Wednesday, April 15, 2015

Wednesday with Words: Idylls, Continued

I began my quotations from Tennyson's Idylls of the King here, so now I am up to Geraint and Enid.  Oddly, I highlighted nothing from that Idyll.  Balin and Balan is up next with this one quote, rather grim foreshadowing, in my opinion.  There wasn't much joy in this section at all, really.
Then turning to her Squire 'This fire of Heaven,
This old sun-worship, boy, will rise again,
And beat the cross to earth, and break the King
And all his Table.'

Merlin and Vivien was a maddening story, truly.  I wanted to scream at them both!  But here you go...
'They place their pride in Lancelot and the Queen.
So passionate for an utter purity
Beyond the limit of their bond, are these,
For Arthur bound them not to singleness.
 Brave hearts and clean! and yet--God guide
them--young.'
"Is that the Lancelot? goodly--ay, but gaunt:
Courteous--amends for gauntess--takes her hand--
That glance of theirs, but for the street, had been
A clinging kiss--how hand lingers in hand!
Let go at last!--they ride away--to hawk
For waterfowl.

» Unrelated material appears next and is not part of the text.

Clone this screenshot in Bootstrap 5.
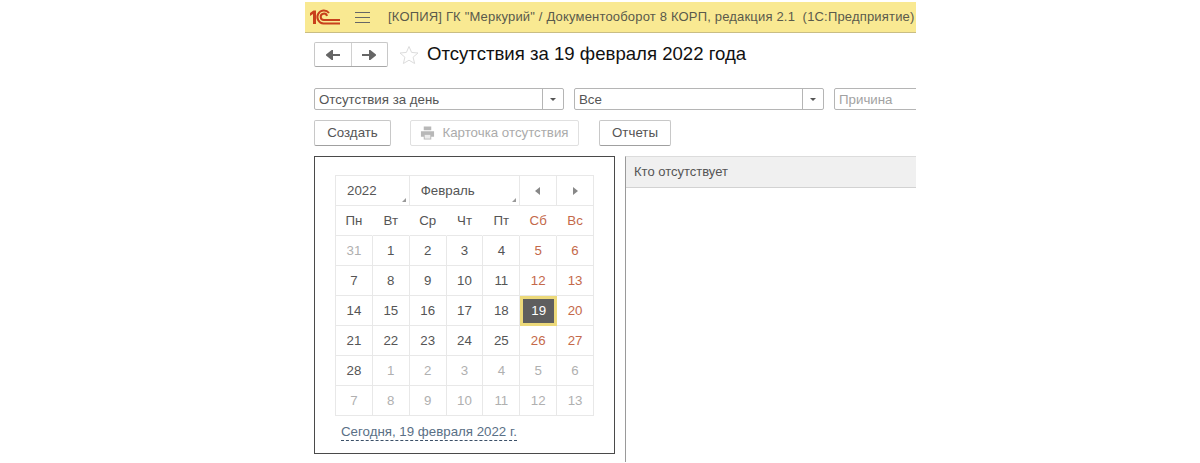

Royal game is mine." 
Dun, dun, DUN!!  Then, Merlin, in his "relationship" with Vivien, which led to his demise.
thus he grew
Tolerant of what he half disdained,
(By the way, each paragraph break means a totally separate quote.  I need to figure out how to put them in quote boxes to make it clear there is a lot of story between each.)
And Vivien ever sought to work the charm
Upon the great Enchanter of the Time,
As fancying that her glory would be great
According to his greatness whom she quenched.
I think ye hardly know the tender rhyme
Of "rust me not at all or all in all"
What did the wanton say?
"Not mount as high;" we scarce can sink as low:
For men at most differ as Heaven and earth,
But women, worst and best, as Heaven and Hell.
Not me, of course. (I'm level-headed and perfect. Haha!) But those other women out there.  Then spake Merlin:
Yea, they would pare the mountain to the plain,
To leave an equal baseness; and in this
Are harlots like the crowd, that if they find
Some stain or blemish in a name of note,
Not grieving that their greatest are so small,
Inflate themselves with some insane delight,
And judge all nature from her feet of clay,
Without the will to lift their eyes, and see
Her godlike head crowned with spiritual fire,
And touching other worlds. I am weary of her.'
 Weary of her he may have been, but he didn't run away screaming like he ought to have done!
Luna(r) moth, 2008.
(Posting because it was mentioned in Then They Were Five, which we just finished reading.)